Sorry if it is the wrong ticket, but several services of wdqs2010, wdqs2011 and wdqs2012 are alerting. The sevice is returnin 400 commands. My guess is this is due to this ongoing data reload (no issue). If that is the case, could the alerts "WDQS SPARQL" and other failing checks be acknowledeged on icinga, to prevent alert spam? Thank you!

I was told by @Gehel that it was unrelated to this, but related to T301167. Sorry for the confussion.

Change 879634 had a related patch set uploaded (by Ryan Kemper; author: Ryan Kemper):

[wikidata/query/deploy@master] wdqs: log realpath of dump file

https://gerrit.wikimedia.org/r/879634

Change 879636 had a related patch set uploaded (by Ryan Kemper; author: Ryan Kemper):

[wikidata/query/rdf@master] wdqs: log realpath of dump file

https://gerrit.wikimedia.org/r/879636

Change 879634 abandoned by Ryan Kemper:

[wikidata/query/deploy@master] wdqs: log realpath of dump file

Reason:

wrong repo, see https://gerrit.wikimedia.org/r/c/wikidata/query/rdf/+/879636

https://gerrit.wikimedia.org/r/879634

Change 879636 merged by jenkins-bot:

[wikidata/query/rdf@master] wdqs: log realpath of dump file

https://gerrit.wikimedia.org/r/879636

Change 876217 merged by Ryan Kemper:

[operations/cookbooks@master] wdqs: use NFS for data reloads

https://gerrit.wikimedia.org/r/876217

Update: wdqs2009 has failed to reload 3 times. Each time it seems to go into an OOM state where the server is pingable, but logging in (even from the management console) is impossible.

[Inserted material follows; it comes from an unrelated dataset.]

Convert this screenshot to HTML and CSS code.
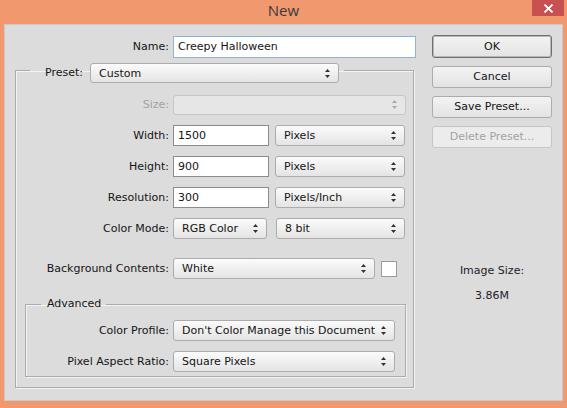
FILE: index.html
```html
<!DOCTYPE html>
<html>
<head>
<meta charset="utf-8">
<title>New</title>
<link rel="stylesheet" href="styles.css">
</head>
<body>
<div class="window">
  <div class="titlebar">
    <div class="title">New</div>
    <div class="close"><svg width="11" height="9" viewBox="0 0 11 9"><path d="M1.5 0.5 L9.5 8.5 M9.5 0.5 L1.5 8.5" stroke="#fff" stroke-width="1.8"/></svg></div>
  </div>
  <div class="client">
    <div class="left">
      <div class="name-row">
        <span class="lbl lbl-name">Name:</span>
        <div class="input name-input">Creepy Halloween</div>
      </div>
      <fieldset class="group outer">
        <legend class="legend-preset">
          <span class="lbl-inline">Preset:</span>
          <div class="select w-preset"><span>Custom</span><svg class="arr" width="5" height="9" viewBox="0 0 5 9"><path d="M2.5 0 L5 3 L0 3 Z M0 6 L5 6 L2.5 9 Z" fill="#333"/></svg></div>
        </legend>
        <div class="row r-size">
          <span class="lbl lbl-o disabled">Size:</span>
          <div class="select disabled-sel w-size"><span></span><svg class="arr" width="5" height="9" viewBox="0 0 5 9"><path d="M2.5 0 L5 3 L0 3 Z M0 6 L5 6 L2.5 9 Z" fill="#a8a8a8"/></svg></div>
        </div>
        <div class="row">
          <span class="lbl lbl-o">Width:</span>
          <div class="input w-num">1500</div>
          <div class="select w-unit"><span>Pixels</span><svg class="arr" width="5" height="9" viewBox="0 0 5 9"><path d="M2.5 0 L5 3 L0 3 Z M0 6 L5 6 L2.5 9 Z" fill="#333"/></svg></div>
        </div>
        <div class="row">
          <span class="lbl lbl-o">Height:</span>
          <div class="input w-num">900</div>
          <div class="select w-unit"><span>Pixels</span><svg class="arr" width="5" height="9" viewBox="0 0 5 9"><path d="M2.5 0 L5 3 L0 3 Z M0 6 L5 6 L2.5 9 Z" fill="#333"/></svg></div>
        </div>
        <div class="row">
          <span class="lbl lbl-o">Resolution:</span>
          <div class="input w-num">300</div>
          <div class="select w-unit"><span>Pixels/Inch</span><svg class="arr" width="5" height="9" viewBox="0 0 5 9"><path d="M2.5 0 L5 3 L0 3 Z M0 6 L5 6 L2.5 9 Z" fill="#333"/></svg></div>
        </div>
        <div class="row">
          <span class="lbl lbl-o">Color Mode:</span>
          <div class="select w-mode"><span>RGB Color</span><svg class="arr" width="5" height="9" viewBox="0 0 5 9"><path d="M2.5 0 L5 3 L0 3 Z M0 6 L5 6 L2.5 9 Z" fill="#333"/></svg></div>
          <div class="select w-bit"><span>8 bit</span><svg class="arr" width="5" height="9" viewBox="0 0 5 9"><path d="M2.5 0 L5 3 L0 3 Z M0 6 L5 6 L2.5 9 Z" fill="#333"/></svg></div>
        </div>
        <div class="row r-bg">
          <span class="lbl lbl-o">Background Contents:</span>
          <div class="select w-bg"><span>White</span><svg class="arr" width="5" height="9" viewBox="0 0 5 9"><path d="M2.5 0 L5 3 L0 3 Z M0 6 L5 6 L2.5 9 Z" fill="#333"/></svg></div>
          <div class="swatch"></div>
        </div>
        <fieldset class="group inner">
          <legend class="legend-adv">Advanced</legend>
          <div class="row r-prof">
            <span class="lbl lbl-i">Color Profile:</span>
            <div class="select w-prof"><span>Don't Color Manage this Document</span><svg class="arr" width="5" height="9" viewBox="0 0 5 9"><path d="M2.5 0 L5 3 L0 3 Z M0 6 L5 6 L2.5 9 Z" fill="#333"/></svg></div>
          </div>
          <div class="row">
            <span class="lbl lbl-i">Pixel Aspect Ratio:</span>
            <div class="select w-prof"><span>Square Pixels</span><svg class="arr" width="5" height="9" viewBox="0 0 5 9"><path d="M2.5 0 L5 3 L0 3 Z M0 6 L5 6 L2.5 9 Z" fill="#333"/></svg></div>
          </div>
        </fieldset>
      </fieldset>
    </div>
    <div class="right">
      <div class="btn btn-ok">OK</div>
      <div class="btn">Cancel</div>
      <div class="btn">Save Preset...</div>
      <div class="btn btn-disabled">Delete Preset...</div>
      <div class="info">
        <div class="info-label">Image Size:</div>
        <div class="info-value">3.86M</div>
      </div>
    </div>
  </div>
</div>
</body>
</html>
```

FILE: styles.css
```css
* { box-sizing: border-box; }
html, body { margin: 0; padding: 0; }
body {
  background: #f1986f;
  font-family: "DejaVu Sans", Verdana, sans-serif;
  font-size: 11px;
  color: #141414;
}
.window {
  width: 567px;
  height: 408px;
  display: flex;
  flex-direction: column;
  background: #f1986f;
}
.titlebar {
  height: 24px;
  display: grid;
  grid-template-columns: 1fr auto 1fr;
  align-items: start;
}
.title {
  grid-column: 2;
  font-family: "Open Sans", "Noto Sans", sans-serif;
  font-size: 15px;
  line-height: 21px;
  color: #3a3a3a;
}
.close {
  grid-column: 3;
  justify-self: end;
  width: 32px;
  height: 16px;
  margin-right: 3px;
  background: #c75050;
  display: flex;
  align-items: center;
  justify-content: center;
}
.client {
  margin: 0 4px 7px 4px;
  flex: 1;
  background: #dcdcdc;
  border: 1px solid #c9c9c9;
  display: flex;
  padding: 11px 0 0 10px;
}
.left {
  width: 401px;
  display: flex;
  flex-direction: column;
}
.name-row {
  display: flex;
  align-items: center;
  height: 22px;
}
.lbl {
  text-align: right;
  white-space: nowrap;
  flex: none;
  margin-right: 4px;
  line-height: 14px;
}
.lbl-name { width: 154px; }
.lbl-o { width: 153px; }
.lbl-i { width: 143px; }
.disabled { color: #a3a3a3; }
.input {
  height: 21px;
  background: #fff;
  border: 1px solid #8b8b8b;
  padding: 0 4px;
  line-height: 19px;
  flex: none;
  white-space: nowrap;
}
.name-input {
  width: 243px;
  height: 22px;
  line-height: 20px;
  border-color: #8fb2dc;
}
.group {
  margin: 0;
  padding: 0;
  min-width: 0;
  border: 1px solid #acacac;
  box-shadow: inset 1px 1px 0 #f3f3f3, 1px 1px 0 #f3f3f3;
}
.outer {
  width: 399px;
  margin-top: 5px;
  padding-bottom: 0;
}
.legend-preset {
  height: 14px;
  margin-left: 14px;
  padding: 0 5px 0 15px;
  display: flex;
  align-items: flex-start;
  overflow: visible;
}
.lbl-inline {
  line-height: 20px;
  margin-right: 7px;
}
.row {
  display: flex;
  align-items: center;
  height: 21px;
  margin-top: 10px;
}
.r-size { margin-top: 17px; }
.r-bg { margin-top: 19px; }
.select {
  height: 21px;
  flex: none;
  display: flex;
  align-items: center;
  justify-content: space-between;
  padding: 0 8px 0 8px;
  border: 1px solid #acacac;
  border-radius: 3px;
  background: linear-gradient(#fbfbfb, #e4e4e4);
  white-space: nowrap;
}
.legend-preset .select { height: 20px; }
.disabled-sel {
  background: #e6e6e6;
  border-color: #c6c6c6;
  height: 20px;
}
.arr { flex: none; }
.w-preset { width: 249px; }
.w-size { width: 233px; }
.w-num { width: 96px; margin-right: 6px; }
.w-unit { width: 130px; }
.w-mode { width: 94px; margin-right: 9px; }
.w-bit { width: 129px; }
.w-bg { width: 202px; margin-right: 6px; }
.w-prof { width: 222px; }
.swatch {
  width: 16px;
  height: 16px;
  background: #fff;
  border: 1px solid #9a9a9a;
  flex: none;
}
.inner {
  width: 381px;
  margin: 18px 0 10px 9px;
  padding-bottom: 4px;
}
.legend-adv {
  margin-left: 15px;
  padding: 0 5px 0 6px;
  line-height: 14px;
  height: 14px;
}
.r-prof { margin-top: 9px; }
.right {
  width: 120px;
  margin-left: 16px;
  display: flex;
  flex-direction: column;
}
.btn {
  height: 22px;
  margin-top: 8px;
  border: 1px solid #acacac;
  border-radius: 3px;
  background: linear-gradient(#f3f3f3, #e3e3e3);
  display: flex;
  align-items: center;
  justify-content: center;
  line-height: 14px;
}
.btn-ok {
  height: 23px;
  margin-top: -1px;
  border: 1px solid #6f6f6f;
  box-shadow: inset 0 0 0 1px #b8b8b8;
}
.btn-disabled {
  color: #a3a3a3;
  border-color: #c6c6c6;
  background: #ececec;
}
.info {
  margin-top: 116px;
  text-align: center;
  line-height: 14px;
  color: #1c1c2c;
}
.info-value { margin-top: 11px; }
```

Change 882664 had a related patch set uploaded (by Bking; author: Bking):

[operations/puppet@production] wdqs: mount NFS to new hosts

https://gerrit.wikimedia.org/r/882664

Change 882664 merged by Bking:

[operations/puppet@production] wdqs: mount NFS to new hosts

https://gerrit.wikimedia.org/r/882664

In order to avoid the OOM situation mentioned above , I've created a large swapfile on wdqs2010 at /srv/.swapfile . Making a note to myself to disable/remove this file once the reload is done.

wdqs2010 locked up as well. At this point, we can rule out OOM. The most likely culprit is NFS, which is already scheduled to be replaced by rsync.

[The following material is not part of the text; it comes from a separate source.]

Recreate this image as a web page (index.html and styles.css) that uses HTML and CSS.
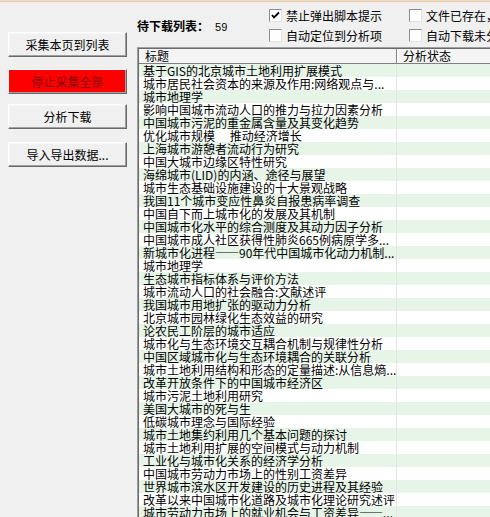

More concerning is the failure of wdqs1009, which ran for 17 days and failed when Blazegraph corrupted its own journal (NFS was not a factor). We are starting the reload process again on 1009 and 1010.

MPhamWMF set the point value for this task to 13.Jan 30 2023, 4:27 PM

Another update: wdqs1009 corrupted itself over the weekend, so we have restarted the reload process again. wdqs1010 is still in progress. If we go by individual TTL files, it is at 56%, but I'm not sure if each TTL file takes the same amount of processing time. If so, that is significantly faster than the previous run, and we should be finished in ~5 days , or ~10 days from when we started.

Update: we're at 80% on wdqs1009, 60% on wdqs1010 (unsure why 1009 is moving so much faster).

wdqs1009 corrupted itself over the weekend and we had to restart it. wdqs1010 at ~80%, wdqs1009 still in munging state.

For context, the journal corruptions we see are similar to T263110 (there was some investigation done at that time). Our only reasonable option is to try again until is succeeds.

The reload for wdqs1010 completed successfully. We are using this host to seed other hosts using our data-transfer cookbook. We will update the ticket with progress.

  • wdqs1003
  • wdqs1004
  • wdqs1005
  • wdqs1006
  • wdqs1007
  • wdqs1008
  • wdqs1009
  • wdqs1010
  • wdqs1011
  • wdqs1012
  • wdqs1013
  • wdqs1014
  • wdqs1015
  • wdqs1016
  • wdqs2001
  • wdqs2002
  • wdqs2003
  • wdqs2004
  • wdqs2005
  • wdqs2006
  • wdqs2007
  • wdqs2008
  • wdqs2009
  • wdqs2010
  • wdqs2011
  • wdqs2012

Change 873791 merged by jenkins-bot:

[operations/cookbooks@master] wdqs: make depool the default behavior

https://gerrit.wikimedia.org/r/873791

Change 891899 had a related patch set uploaded (by Bking; author: Bking):

[operations/cookbooks@master] wdqs.data-transfer: completely remove defunct argument

https://gerrit.wikimedia.org/r/891899

Change 891899 merged by jenkins-bot:

[operations/cookbooks@master] wdqs.data-transfer: completely replace defunct argument

https://gerrit.wikimedia.org/r/891899

At long last..the data reload is complete!

At this point, we believe the data discrepancies mentioned in the initial ticket message have been resolved. However, please let us know if this is not the case.